Can you write out all the lines word for word, with no pictures?

[STORED DATA]
--- START ---
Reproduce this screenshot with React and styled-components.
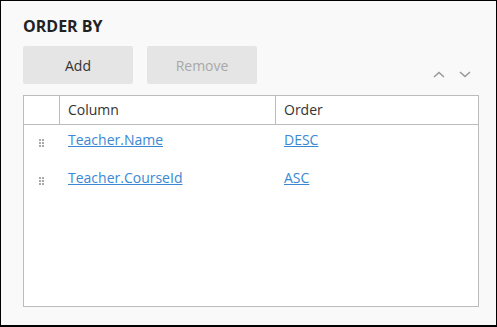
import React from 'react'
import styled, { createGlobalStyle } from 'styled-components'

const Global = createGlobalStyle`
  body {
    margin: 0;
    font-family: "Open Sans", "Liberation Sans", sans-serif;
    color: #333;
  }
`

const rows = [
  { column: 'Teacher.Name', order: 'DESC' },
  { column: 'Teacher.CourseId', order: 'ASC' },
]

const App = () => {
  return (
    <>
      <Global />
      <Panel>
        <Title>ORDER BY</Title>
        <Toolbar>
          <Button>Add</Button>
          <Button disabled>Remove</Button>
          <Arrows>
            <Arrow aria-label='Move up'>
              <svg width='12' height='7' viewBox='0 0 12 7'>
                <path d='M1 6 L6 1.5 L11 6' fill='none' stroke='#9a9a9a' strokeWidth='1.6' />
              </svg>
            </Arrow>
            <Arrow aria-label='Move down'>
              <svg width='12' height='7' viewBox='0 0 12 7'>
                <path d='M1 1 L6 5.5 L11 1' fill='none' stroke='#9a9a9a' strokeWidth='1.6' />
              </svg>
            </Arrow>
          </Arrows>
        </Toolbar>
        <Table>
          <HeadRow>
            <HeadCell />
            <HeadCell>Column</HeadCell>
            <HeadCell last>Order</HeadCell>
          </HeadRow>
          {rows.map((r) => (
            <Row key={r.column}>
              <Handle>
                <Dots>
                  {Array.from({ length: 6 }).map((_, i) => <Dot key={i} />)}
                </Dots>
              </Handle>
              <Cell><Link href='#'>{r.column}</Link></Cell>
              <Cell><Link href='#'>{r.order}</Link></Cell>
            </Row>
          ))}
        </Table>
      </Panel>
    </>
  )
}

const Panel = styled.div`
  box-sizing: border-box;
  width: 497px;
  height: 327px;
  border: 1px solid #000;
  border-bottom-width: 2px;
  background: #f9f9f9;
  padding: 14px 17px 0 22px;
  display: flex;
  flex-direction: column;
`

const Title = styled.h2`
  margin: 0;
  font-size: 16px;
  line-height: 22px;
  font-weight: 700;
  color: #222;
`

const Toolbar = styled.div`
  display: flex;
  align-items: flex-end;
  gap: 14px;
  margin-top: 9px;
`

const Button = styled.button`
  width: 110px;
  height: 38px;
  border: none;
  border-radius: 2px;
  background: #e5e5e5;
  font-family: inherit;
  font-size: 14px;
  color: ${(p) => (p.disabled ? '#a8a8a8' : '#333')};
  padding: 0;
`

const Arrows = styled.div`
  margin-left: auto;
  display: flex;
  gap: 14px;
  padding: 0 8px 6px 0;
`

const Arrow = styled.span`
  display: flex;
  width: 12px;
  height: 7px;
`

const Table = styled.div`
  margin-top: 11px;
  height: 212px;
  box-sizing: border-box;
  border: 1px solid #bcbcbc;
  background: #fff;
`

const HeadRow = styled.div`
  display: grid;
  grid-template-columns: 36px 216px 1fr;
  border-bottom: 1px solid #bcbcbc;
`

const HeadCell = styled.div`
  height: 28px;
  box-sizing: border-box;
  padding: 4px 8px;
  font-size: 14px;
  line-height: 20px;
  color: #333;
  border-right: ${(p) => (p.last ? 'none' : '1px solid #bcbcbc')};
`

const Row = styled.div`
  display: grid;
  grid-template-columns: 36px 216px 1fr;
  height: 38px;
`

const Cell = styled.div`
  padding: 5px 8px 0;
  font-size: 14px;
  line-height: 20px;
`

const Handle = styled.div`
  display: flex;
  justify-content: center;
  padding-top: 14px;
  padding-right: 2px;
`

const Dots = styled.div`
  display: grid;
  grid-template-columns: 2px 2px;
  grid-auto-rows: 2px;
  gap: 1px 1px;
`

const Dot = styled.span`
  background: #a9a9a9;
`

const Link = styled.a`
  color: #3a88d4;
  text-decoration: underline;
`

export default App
--- END ---
[TASK ANSWER]
Reproduce this screenshot with React and styled-components.
import React from 'react'
import styled, { createGlobalStyle } from 'styled-components'

const Global = createGlobalStyle`
  body {
    margin: 0;
    font-family: "Open Sans", "Liberation Sans", sans-serif;
    color: #333;
  }
`

const rows = [
  { column: 'Teacher.Name', order: 'DESC' },
  { column: 'Teacher.CourseId', order: 'ASC' },
]

const App = () => {
  return (
    <>
      <Global />
      <Panel>
        <Title>ORDER BY</Title>
        <Toolbar>
          <Button>Add</Button>
          <Button disabled>Remove</Button>
          <Arrows>
            <Arrow aria-label='Move up'>
              <svg width='12' height='7' viewBox='0 0 12 7'>
                <path d='M1 6 L6 1.5 L11 6' fill='none' stroke='#9a9a9a' strokeWidth='1.6' />
              </svg>
            </Arrow>
            <Arrow aria-label='Move down'>
              <svg width='12' height='7' viewBox='0 0 12 7'>
                <path d='M1 1 L6 5.5 L11 1' fill='none' stroke='#9a9a9a' strokeWidth='1.6' />
              </svg>
            </Arrow>
          </Arrows>
        </Toolbar>
        <Table>
          <HeadRow>
            <HeadCell />
            <HeadCell>Column</HeadCell>
            <HeadCell last>Order</HeadCell>
          </HeadRow>
          {rows.map((r) => (
            <Row key={r.column}>
              <Handle>
                <Dots>
                  {Array.from({ length: 6 }).map((_, i) => <Dot key={i} />)}
                </Dots>
              </Handle>
              <Cell><Link href='#'>{r.column}</Link></Cell>
              <Cell><Link href='#'>{r.order}</Link></Cell>
            </Row>
          ))}
        </Table>
      </Panel>
    </>
  )
}

const Panel = styled.div`
  box-sizing: border-box;
  width: 497px;
  height: 327px;
  border: 1px solid #000;
  border-bottom-width: 2px;
  background: #f9f9f9;
  padding: 14px 17px 0 22px;
  display: flex;
  flex-direction: column;
`

const Title = styled.h2`
  margin: 0;
  font-size: 16px;
  line-height: 22px;
  font-weight: 700;
  color: #222;
`

const Toolbar = styled.div`
  display: flex;
  align-items: flex-end;
  gap: 14px;
  margin-top: 9px;
`

const Button = styled.button`
  width: 110px;
  height: 38px;
  border: none;
  border-radius: 2px;
  background: #e5e5e5;
  font-family: inherit;
  font-size: 14px;
  color: ${(p) => (p.disabled ? '#a8a8a8' : '#333')};
  padding: 0;
`

const Arrows = styled.div`
  margin-left: auto;
  display: flex;
  gap: 14px;
  padding: 0 8px 6px 0;
`

const Arrow = styled.span`
  display: flex;
  width: 12px;
  height: 7px;
`

const Table = styled.div`
  margin-top: 11px;
  height: 212px;
  box-sizing: border-box;
  border: 1px solid #bcbcbc;
  background: #fff;
`

const HeadRow = styled.div`
  display: grid;
  grid-template-columns: 36px 216px 1fr;
  border-bottom: 1px solid #bcbcbc;
`

const HeadCell = styled.div`
  height: 28px;
  box-sizing: border-box;
  padding: 4px 8px;
  font-size: 14px;
  line-height: 20px;
  color: #333;
  border-right: ${(p) => (p.last ? 'none' : '1px solid #bcbcbc')};
`

const Row = styled.div`
  display: grid;
  grid-template-columns: 36px 216px 1fr;
  height: 38px;
`

const Cell = styled.div`
  padding: 5px 8px 0;
  font-size: 14px;
  line-height: 20px;
`

const Handle = styled.div`
  display: flex;
  justify-content: center;
  padding-top: 14px;
  padding-right: 2px;
`

const Dots = styled.div`
  display: grid;
  grid-template-columns: 2px 2px;
  grid-auto-rows: 2px;
  gap: 1px 1px;
`

const Dot = styled.span`
  background: #a9a9a9;
`

const Link = styled.a`
  color: #3a88d4;
  text-decoration: underline;
`

export default App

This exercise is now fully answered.